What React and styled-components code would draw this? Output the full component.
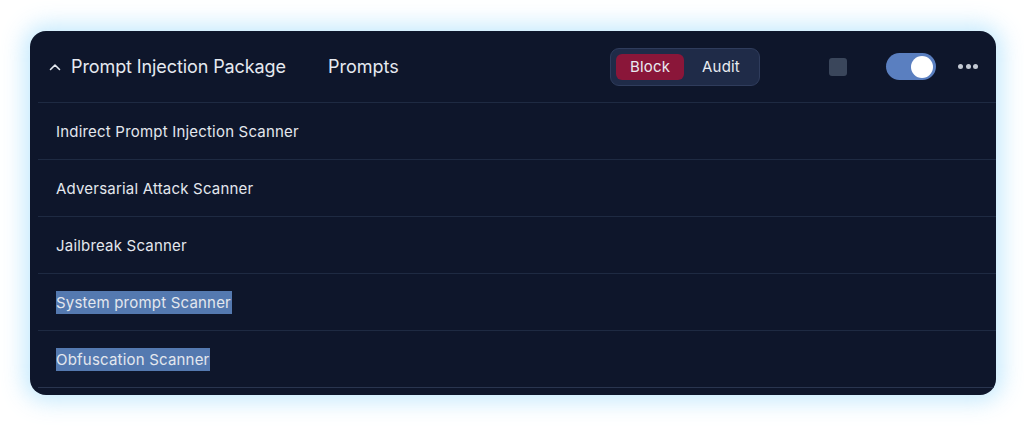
import React, { useState } from 'react';
import styled, { createGlobalStyle } from 'styled-components';

const GlobalStyle = createGlobalStyle`
    html, body {
        margin: 0;
        padding: 0;
        background: #ffffff;
        font-family: Inter, "Liberation Sans", sans-serif;
    }
`;

const Page = styled.div`
    width: 1024px;
    height: 426px;
    padding: 31px 28px 0 30px;
    box-sizing: border-box;
`;

const Card = styled.div`
    width: 966px;
    height: 364px;
    box-sizing: border-box;
    background: #0e162b;
    border-radius: 16px;
    padding: 0 0 7px 8px;
    box-shadow: 0 0 22px 6px rgba(125, 206, 250, 0.45);
    display: flex;
    flex-direction: column;
    overflow: hidden;
`;

const Header = styled.div`
    height: 72px;
    flex-shrink: 0;
    box-sizing: border-box;
    display: flex;
    align-items: center;
    padding: 0 18px 0 10px;
    border-bottom: 1px solid #1e2a42;
    color: #e5e9f0;
`;

const Chevron = styled.svg`
    width: 14px;
    height: 14px;
    margin-right: 9px;
    flex-shrink: 0;
`;

const Title = styled.div`
    width: 257px;
    font-size: 18px;
    letter-spacing: -0.1px;
`;

const Category = styled.div`
    width: 282px;
    font-size: 18px;
`;

const Segment = styled.div`
    display: flex;
    align-items: center;
    gap: 4px;
    width: 150px;
    height: 38px;
    box-sizing: border-box;
    padding: 5px;
    border-radius: 9px;
    background: #1f2b48;
    border: 1px solid #2f3c5c;
`;

const SegButton = styled.div`
    height: 26px;
    width: ${(p) => p.width}px;
    display: flex;
    align-items: center;
    justify-content: center;
    border-radius: 6px;
    font-size: 15px;
    letter-spacing: 0.2px;
    color: #e8ebf1;
    background: ${(p) => (p.active ? '#8a1639' : 'transparent')};
`;

const Check = styled.div`
    width: 18px;
    height: 18px;
    border-radius: 3px;
    background: #3a465b;
    margin-left: 69px;
`;

const Switch = styled.div`
    width: 50px;
    height: 27px;
    border-radius: 14px;
    background: #5a7fc0;
    margin-left: 39px;
    display: flex;
    align-items: center;
    justify-content: ${(p) => (p.on ? 'flex-end' : 'flex-start')};
    padding: 0 3px;
    box-sizing: border-box;
    cursor: pointer;
`;

const Knob = styled.div`
    width: 22px;
    height: 22px;
    border-radius: 50%;
    background: #ffffff;
`;

const Dots = styled.div`
    margin-left: 22px;
    display: flex;
    gap: 2.5px;
    width: 20px;
`;

const Dot = styled.span`
    width: 5px;
    height: 5px;
    border-radius: 50%;
    background: #c3c9d3;
`;

const Row = styled.div`
    height: 57px;
    flex-shrink: 0;
    box-sizing: border-box;
    display: flex;
    align-items: center;
    padding-left: 18px;
    border-bottom: 1px solid ${(p) => (p.last ? '#29354f' : '#1e2a42')};
    font-size: 15px;
    letter-spacing: 0.2px;
    color: #e3e7ee;
`;

const Marked = styled.span`
    background: ${(p) => (p.selected ? '#5479b0' : 'transparent')};
    padding: 2px 1px 2px 0;
`;

const scanners = [
    { name: 'Indirect Prompt Injection Scanner' },
    { name: 'Adversarial Attack Scanner' },
    { name: 'Jailbreak Scanner' },
    { name: 'System prompt Scanner', selected: true },
    { name: 'Obfuscation Scanner', selected: true },
];

const App = () => {
    const [mode, setMode] = useState('block');
    const [enabled, setEnabled] = useState(true);

    return (
        <Page>
            <GlobalStyle />
            <Card>
                <Header>
                    <Chevron viewBox="0 0 14 14" fill="none">
                        <path
                            d="M2.5 9.5 L7 5 L11.5 9.5"
                            stroke="#e5e9f0"
                            strokeWidth="1.6"
                            strokeLinecap="round"
                            strokeLinejoin="round"
                        />
                    </Chevron>
                    <Title>Prompt Injection Package</Title>
                    <Category>Prompts</Category>
                    <Segment>
                        <SegButton
                            width={68}
                            active={mode === 'block'}
                            onClick={() => setMode('block')}
                        >
                            Block
                        </SegButton>
                        <SegButton
                            width={66}
                            active={mode === 'audit'}
                            onClick={() => setMode('audit')}
                        >
                            Audit
                        </SegButton>
                    </Segment>
                    <Check />
                    <Switch on={enabled} onClick={() => setEnabled(!enabled)}>
                        <Knob />
                    </Switch>
                    <Dots>
                        <Dot />
                        <Dot />
                        <Dot />
                    </Dots>
                </Header>
                {scanners.map((s, i) => (
                    <Row key={s.name} last={i === scanners.length - 1}>
                        <Marked selected={s.selected}>{s.name}</Marked>
                    </Row>
                ))}
            </Card>
        </Page>
    );
};

export default App;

══════════════════════════════

> [WHAT YOU HAVE TO DO]: The lines to collect are those holding the string "React"; copy them all.

> [COMPLETE ANSWER]:
What React and styled-components code would draw this? Output the full component.
import React, { useState } from 'react';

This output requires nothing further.